A Bird in the House is categorized as a short story sequence because of the presence of a shared narrator and recurring characters. That Laurence specifically chose to present the stories in this fashion is telling as it quite likely offers insight into the fundamental dynamics of her psyche. That assertion can be justified on the persistent presence of a perspective toward the world which enjoys a systemic coherence, but is nevertheless defined by the gaps in that coherence. Things are slightly out of joint in the world of Laurence’s short stories; they connect, but not without a great deal of pain and effort. For instance, A Bird in the House are stories filtered through the consciousness of a single narrator, Vanessa MacLeod, and cover various different periods in her life. The result is that Vanessa is presented both as the younger version in the stories and at the time as the more experienced, middle-aged woman recollecting that youth. The two wholes do not always necessarily sync together to produce a fully realized version of the character. A reader may often find themselves musing over whether travail which the young Vanessa goes through really had any lasting impact on the woman remembering them. It is an extraordinary accomplishment for the writer in that she even manages to bring her prevalent themes of isolation and alienation into the being a character: Vanessa at times seems alienated from Vanessa!

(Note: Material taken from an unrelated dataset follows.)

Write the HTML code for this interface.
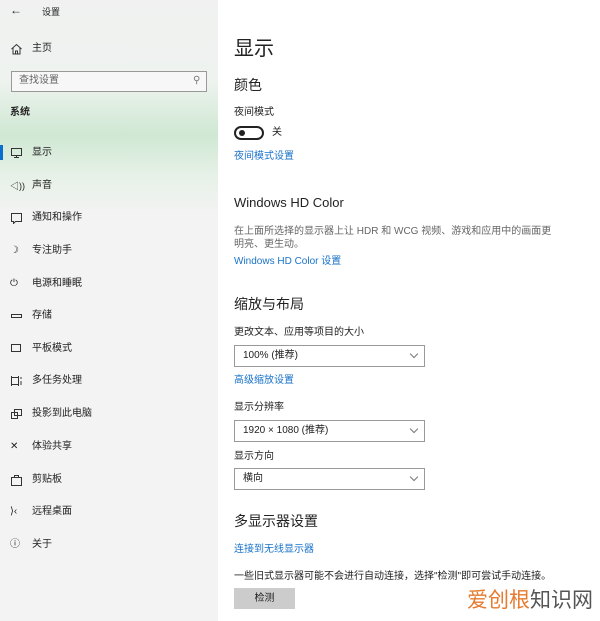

It thus makes complete sense that there is almost a decade-long gap between the publication of the author’s stories set in Africa, The Tomorrow-Tamer, and this collection set in Canada. The ability to create a sense of fragmentation within a single person very likely required the extensive writing experience of capturing the sense of the marginalized outsider that is rampant throughout those African stories which are informed by biographical realities. It is certainly no mere accident that among the most memorable and well-constructed of her African stories are those that very specifically focus on how non-Africans relate to the natives. “The Rain Child” especially seems like a trial run for the stories Vanessa relates in A Bird in the Hand as it presents a particularly complex view of alienation and isolation. It is the story of conflicting perspectives itself: Violet Nedden is a British woman who has been teaching at school in Africa for twenty years. Ruth is an African girl whose father has arranged to send her to England to receive her education and experiences culture shock upon returning to her homeland. The disconnect at work in these two figures—the British woman who is now more African and the African girl who has learned to become British—most assuredly prefigure the stunning complexity embodied by the disconnect between the younger version of herself that Vanessa MacLeod writes about.

Taken together, the stories of a fragmented perspective defined by the issues of being an outsider even to themselves, both the African-based stories and the Canada-based stories of Margaret Laurence become evidence of her controlling themes. They form a coherent vision of the writer while also being just slightly out of sync.